Look below for the line containing "The picture is"; from there through the line containing "border-[#0d1c18] bg-[#dfece7] text-[#1a1a1a]", both lines included, please set down each line exactly and nothing else.
# # #
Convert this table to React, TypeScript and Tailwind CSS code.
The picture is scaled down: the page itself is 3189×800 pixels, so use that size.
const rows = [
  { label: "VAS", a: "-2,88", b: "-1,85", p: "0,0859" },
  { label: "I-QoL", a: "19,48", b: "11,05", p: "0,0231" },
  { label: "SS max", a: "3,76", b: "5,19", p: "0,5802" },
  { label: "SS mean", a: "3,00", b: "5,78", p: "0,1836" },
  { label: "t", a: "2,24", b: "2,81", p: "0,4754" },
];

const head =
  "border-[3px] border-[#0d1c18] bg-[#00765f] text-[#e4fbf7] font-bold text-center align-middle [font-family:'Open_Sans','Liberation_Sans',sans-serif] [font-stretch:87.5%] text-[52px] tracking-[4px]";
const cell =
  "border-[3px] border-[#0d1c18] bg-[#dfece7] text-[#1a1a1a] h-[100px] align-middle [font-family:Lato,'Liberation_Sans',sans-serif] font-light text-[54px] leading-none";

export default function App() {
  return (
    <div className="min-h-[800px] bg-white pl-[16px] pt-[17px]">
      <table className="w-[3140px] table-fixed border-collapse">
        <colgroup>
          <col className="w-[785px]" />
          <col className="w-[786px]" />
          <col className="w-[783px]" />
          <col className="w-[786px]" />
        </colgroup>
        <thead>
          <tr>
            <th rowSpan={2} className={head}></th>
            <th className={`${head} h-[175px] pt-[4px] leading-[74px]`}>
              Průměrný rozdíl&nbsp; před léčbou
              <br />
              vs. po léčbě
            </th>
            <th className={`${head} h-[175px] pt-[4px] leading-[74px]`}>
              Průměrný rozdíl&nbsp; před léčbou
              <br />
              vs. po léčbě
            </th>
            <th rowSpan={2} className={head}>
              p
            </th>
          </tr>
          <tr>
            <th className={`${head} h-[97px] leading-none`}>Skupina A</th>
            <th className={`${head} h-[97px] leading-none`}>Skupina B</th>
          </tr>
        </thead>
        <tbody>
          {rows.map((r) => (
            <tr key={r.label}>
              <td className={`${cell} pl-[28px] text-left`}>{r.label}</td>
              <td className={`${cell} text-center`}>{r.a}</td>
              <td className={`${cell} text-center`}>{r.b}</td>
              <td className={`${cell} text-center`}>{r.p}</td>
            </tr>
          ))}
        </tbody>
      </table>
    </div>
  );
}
# # #
[Response for this exercise]
The picture is scaled down: the page itself is 3189×800 pixels, so use that size.
const rows = [
  { label: "VAS", a: "-2,88", b: "-1,85", p: "0,0859" },
  { label: "I-QoL", a: "19,48", b: "11,05", p: "0,0231" },
  { label: "SS max", a: "3,76", b: "5,19", p: "0,5802" },
  { label: "SS mean", a: "3,00", b: "5,78", p: "0,1836" },
  { label: "t", a: "2,24", b: "2,81", p: "0,4754" },
];

const head =
  "border-[3px] border-[#0d1c18] bg-[#00765f] text-[#e4fbf7] font-bold text-center align-middle [font-family:'Open_Sans','Liberation_Sans',sans-serif] [font-stretch:87.5%] text-[52px] tracking-[4px]";
const cell =
  "border-[3px] border-[#0d1c18] bg-[#dfece7] text-[#1a1a1a] h-[100px] align-middle [font-family:Lato,'Liberation_Sans',sans-serif] font-light text-[54px] leading-none";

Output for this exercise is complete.